L’inclusione sociale di persone con disabilità si realizza anche attraverso quella lavorativa. Questo è un aspetto emerso dalla ricerca “Disabilità e povertà nelle famiglie italiane”, condotta da Cbm Italia insieme alla Fondazione Emanuela Zancan Centro Studi e Ricerca sociale, che evidenzia come il disagio lavorativo riguardi in particolare le persone che vivono al Sud e nei contesti più svantaggiati dal punto di vista socioculturale. “Il 38% è inabile al lavoro (quota che sale a 46% al Wud) e il 27% è disoccupato; il 34% (21% al sud) ha ottenuto l’accertamento della disabilità per il collocamento mirato, ma il 51% non ha mai presentato la domanda (percentuale che sale al 65% al Sud e al 60% tra chi vive in famiglie con basso livello educativo) – spiega lo studio -. Poco più di una persona su 5 chiede in modo esplicito maggiori opportunità lavorative e formative sia per sé che per i propri familiari.
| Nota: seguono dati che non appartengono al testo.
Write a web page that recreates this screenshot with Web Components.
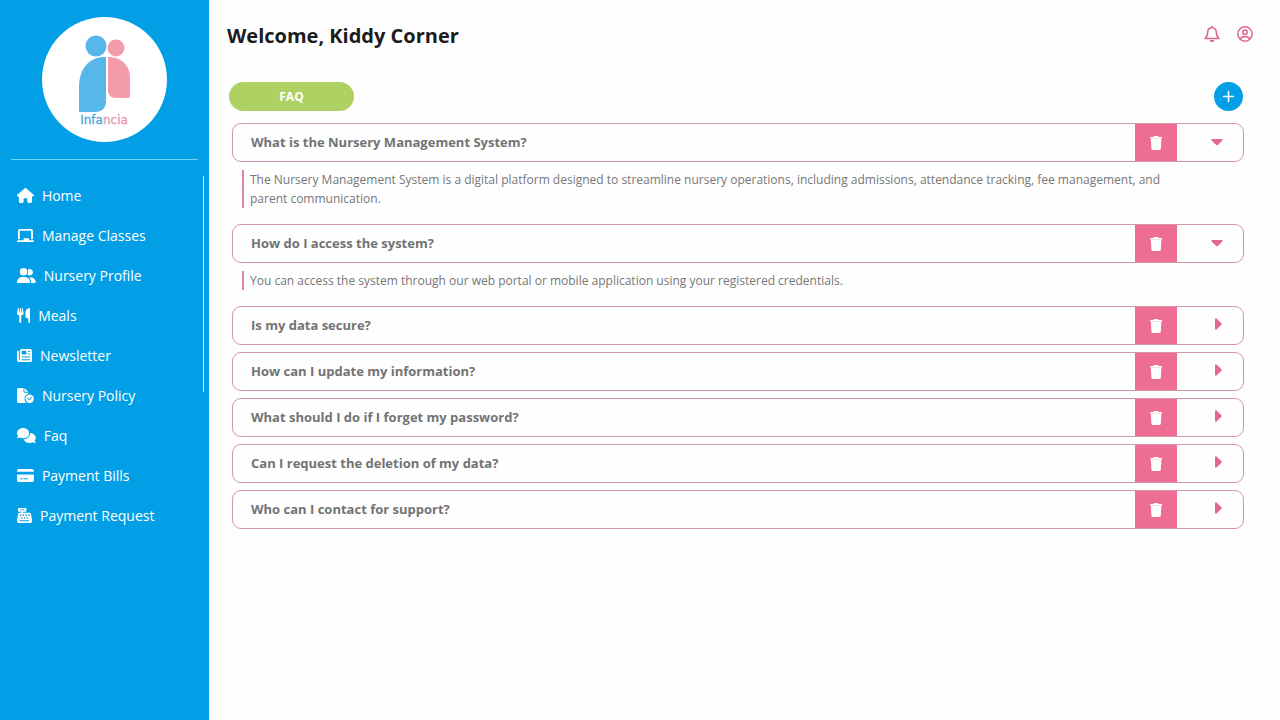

Il carico di cura è considerato un ostacolo all’occupazione, con pesanti ricadute sul piano economico della famiglia, per questo è necessario favorire politiche di sostegno alla conciliazione tra i tempi lavorativi e di cura”.
Investire nell’inclusione sociale e in quella lavorativa riporta alla questione del “durante e dopo di noi” che emerge in maniera significativa soprattutto dagli approfondimenti qualitativi: diverse famiglie hanno espresso preoccupazioni sul futuro dopo che genitori, fratelli e sorelle non saranno più in grado di prendersi cura della persona con disabilità. Un problema che preoccupa ancora di più le famiglie che vivono in condizioni di disagio socioeconomico e culturale, perché la questione non si limita a individuare la soluzione abitativa ma costituisce un processo da costruire nel tempo, dando modo alla persona con disabilità di fare esperienze per acquisire le autonomie necessarie per vivere fuori dalla famiglia.
Commenta il direttore di Cbm Italia, Massimo Maggio: “Da anni parliamo di quanto debba essere sostenuto e alimentato il protagonismo delle persone con disabilità. Il risultato della nostra ricerca va ancora in questa direzione: le voci delle famiglie che abbiamo ascoltato ci confermano che il disagio sociale e culturale è più opprimente di quello economico. I servizi umanizzati che vengono richiesti devono entrare nel progetto di vita delle persone, per questo dobbiamo pensarli partendo dal riconoscere le risorse ed evidenziare il valore delle famiglie, per ridurre lo stigma e creare opportunità di inclusione. Per affrontare e favorire il ‘durante e dopo di noi’ affinché diventi ‘con noi’”.